In most swing states, though, turnout was up. In Nevada, Iowa, Colorado, Virginia, Florida, North Carolina and Wisconsin more people voted this year than in 2008.

New Hampshire looks to be about the same, and for now, Ohio and Pennsylvania show lower turnout.

In the rest of the country, though, turnout was down about 9 percent from the last election, likely a consequence of heavy emphasis on the swing states and the effect of the Electoral College.

Voters in non-swing states know their vote doesn't really affect the outcome of the election, so many choose to stay home.

In all, about 122 million votes have been counted this year, compared to a final total of a little over 131 million in 2008. Obama won 50.6 percent of the popular vote to Romney's 48.8 percent, but Obama's margin could grow to more than 3 percent once all the votes are in.

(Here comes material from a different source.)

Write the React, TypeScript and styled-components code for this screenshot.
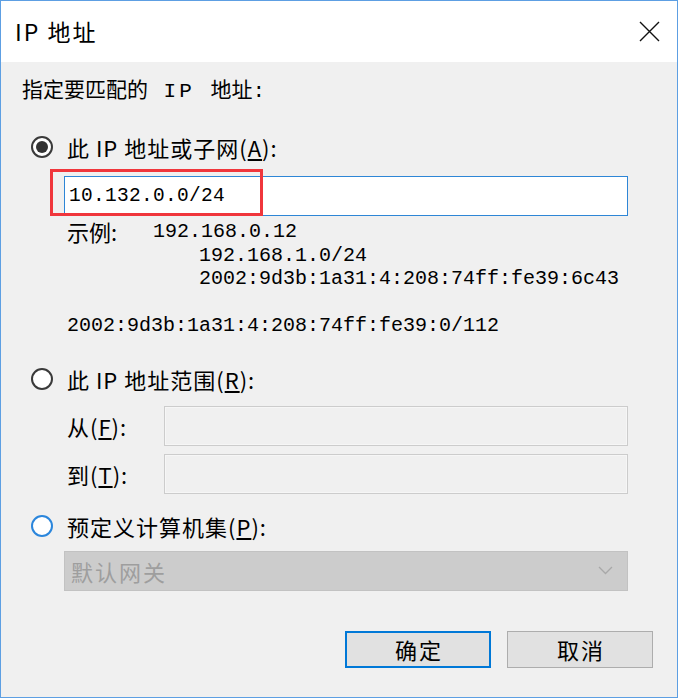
import React from "react";
import styled, { createGlobalStyle } from "styled-components";

const GlobalStyle = createGlobalStyle`
  html, body { margin: 0; padding: 0; background: #ffffff; }
  body { font-family: "Noto Sans CJK SC", "Noto Sans", sans-serif; color: #000; }
`;

const CJK = `"Noto Sans CJK SC", "Noto Sans", sans-serif`;
const MONO = `"Liberation Mono", "Noto Sans CJK SC", monospace`;

const Window = styled.div`
  box-sizing: border-box;
  width: 678px;
  height: 698px;
  border: 1px solid #5d9fe3;
  display: flex;
  flex-direction: column;
  background: #f0f0f0;
`;

const TitleBar = styled.div`
  flex: none;
  height: 61px;
  background: #ffffff;
  display: flex;
  align-items: center;
  justify-content: space-between;
  padding-left: 14px;
`;

const Title = styled.div`
  font-family: ${CJK};
  font-size: 23px;
  letter-spacing: 2px;
  line-height: 1;
`;

const CloseButton = styled.div`
  width: 56px;
  height: 61px;
  display: flex;
  align-items: center;
  justify-content: center;
`;

const Body = styled.div`
  flex: 1;
  display: flex;
  flex-direction: column;
  padding: 17px 0 0 21px;
`;

const Intro = styled.div`
  font-family: ${MONO};
  font-size: 21px;
  line-height: 26px;
  white-space: pre;
`;

const Wide = styled.span`
  letter-spacing: 3px;
`;

const RadioRow = styled.div<{ $top: number }>`
  display: flex;
  align-items: center;
  height: 26px;
  margin-top: ${(p) => p.$top}px;
`;

const Radio = styled.div<{ $checked?: boolean; $focus?: boolean }>`
  box-sizing: border-box;
  width: 22px;
  height: 22px;
  border-radius: 50%;
  margin: 0 14px 0 9px;
  border: 2px solid ${(p) => (p.$focus ? "#2b86dc" : "#3a3a3a")};
  background: #ffffff;
  display: flex;
  align-items: center;
  justify-content: center;
  &::after {
    content: "";
    display: ${(p) => (p.$checked ? "block" : "none")};
    width: 12px;
    height: 12px;
    border-radius: 50%;
    background: #333333;
  }
`;

const Label = styled.span`
  font-family: ${CJK};
  font-size: 22px;
  letter-spacing: 1px;
  line-height: 26px;
  white-space: pre;
`;

const InputWrap = styled.div`
  position: relative;
  margin: 16px 0 0 42px;
  width: 564px;
  height: 40px;
`;

const TextInput = styled.div`
  box-sizing: border-box;
  width: 100%;
  height: 100%;
  border: 1px solid #2e86d6;
  background: #ffffff;
  display: flex;
  align-items: center;
  padding-left: 4px;
  font-family: ${MONO};
  font-size: 19.5px;
  letter-spacing: 0.3px;
`;

const Highlight = styled.div`
  position: absolute;
  left: -14px;
  top: -7px;
  width: 213px;
  height: 47px;
  box-sizing: border-box;
  border: 3px solid #f0363c;
  pointer-events: none;
`;

const Examples = styled.div`
  margin: 4px 0 0 45px;
  font-family: ${MONO};
  font-size: 20px;
  line-height: 23.5px;
`;

const ExampleLine = styled.div<{ $indent: number }>`
  display: flex;
  align-items: center;
  height: 23.5px;
  padding-left: ${(p) => p.$indent}px;
  white-space: pre;
`;

const ExampleLabel = styled.span`
  width: 86px;
  font-family: ${CJK};
  font-size: 22px;
`;

const RangeGrid = styled.div`
  margin: 14px 0 0 45px;
  display: grid;
  grid-template-columns: 97px 464px;
  grid-auto-rows: 40px;
  row-gap: 8px;
  align-items: center;
`;

const DisabledInput = styled.div`
  box-sizing: border-box;
  height: 40px;
  border: 1px solid #cccccc;
  box-shadow: inset 0 0 0 1px #f6f6f6;
  background: #f0f0f0;
`;

const Combo = styled.div`
  box-sizing: border-box;
  margin: 12px 0 0 42px;
  width: 564px;
  height: 40px;
  background: #cccccc;
  border: 1px solid #c2c2c2;
  display: flex;
  align-items: center;
  justify-content: space-between;
  padding: 0 14px 0 6px;
  font-family: ${CJK};
  font-size: 22px;
  letter-spacing: 2px;
  color: #9e9e9e;
`;

const Footer = styled.div`
  margin-top: 40px;
  display: flex;
  justify-content: flex-end;
  gap: 16px;
  padding-right: 24px;
`;

const Button = styled.div<{ $primary?: boolean }>`
  box-sizing: border-box;
  width: 146px;
  height: 37px;
  background: #e1e1e1;
  border: ${(p) => (p.$primary ? "2px solid #0078d7" : "1px solid #adadad")};
  display: flex;
  align-items: center;
  justify-content: center;
  font-family: ${CJK};
  font-size: 22px;
  letter-spacing: 2px;
  text-indent: 2px;
`;

export default function App() {
  return (
    <>
      <GlobalStyle />
      <Window>
        <TitleBar>
          <Title>IP 地址</Title>
          <CloseButton>
            <svg width="21" height="21" viewBox="0 0 21 21">
              <path d="M1 1 L20 20 M20 1 L1 20" stroke="#111" strokeWidth="1.4" fill="none" />
            </svg>
          </CloseButton>
        </TitleBar>
        <Body>
          <Intro>
            指定要匹配的<Wide> IP </Wide>地址<Wide>:</Wide>
          </Intro>

          <RadioRow $top={29}>
            <Radio $checked />
            <Label>
              此 IP 地址或子网(<u>A</u>):
            </Label>
          </RadioRow>
          <InputWrap>
            <TextInput>10.132.0.0/24</TextInput>
            <Highlight />
          </InputWrap>
          <Examples>
            <ExampleLine $indent={0}>
              <ExampleLabel>示例:</ExampleLabel>192.168.0.12
            </ExampleLine>
            <ExampleLine $indent={132}>192.168.1.0/24</ExampleLine>
            <ExampleLine $indent={132}>2002:9d3b:1a31:4:208:74ff:fe39:6c43</ExampleLine>
            <ExampleLine $indent={0}> </ExampleLine>
            <ExampleLine $indent={0}>2002:9d3b:1a31:4:208:74ff:fe39:0/112</ExampleLine>
          </Examples>

          <RadioRow $top={28}>
            <Radio />
            <Label>
              此 IP 地址范围(<u>R</u>):
            </Label>
          </RadioRow>
          <RangeGrid>
            <Label>
              从(<u>F</u>):
            </Label>
            <DisabledInput />
            <Label>
              到(<u>T</u>):
            </Label>
            <DisabledInput />
          </RangeGrid>

          <RadioRow $top={19}>
            <Radio $focus />
            <Label>
              预定义计算机集(<u>P</u>):
            </Label>
          </RadioRow>
          <Combo>
            <span>默认网关</span>
            <svg width="15" height="9" viewBox="0 0 15 9">
              <polyline points="1,1 7.5,7.5 14,1" stroke="#a8a8a8" strokeWidth="1.3" fill="none" />
            </svg>
          </Combo>

          <Footer>
            <Button $primary>确定</Button>
            <Button>取消</Button>
          </Footer>
        </Body>
      </Window>
    </>
  );
}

Most of the votes left to count are in large population centers that swing Democratic, like California.

In New York and New Jersey, turnout is down drastically from the last election, though that is likely due to the damage wrought by Hurricane Sandy, which either prevented people from getting to the polls or is preventing those votes from being counted quickly.

Turnout in New Jersey was down over 14 percent, while in New York it was down 19 percent.

It could be weeks before every state has all their ballots counted and the popular vote is official.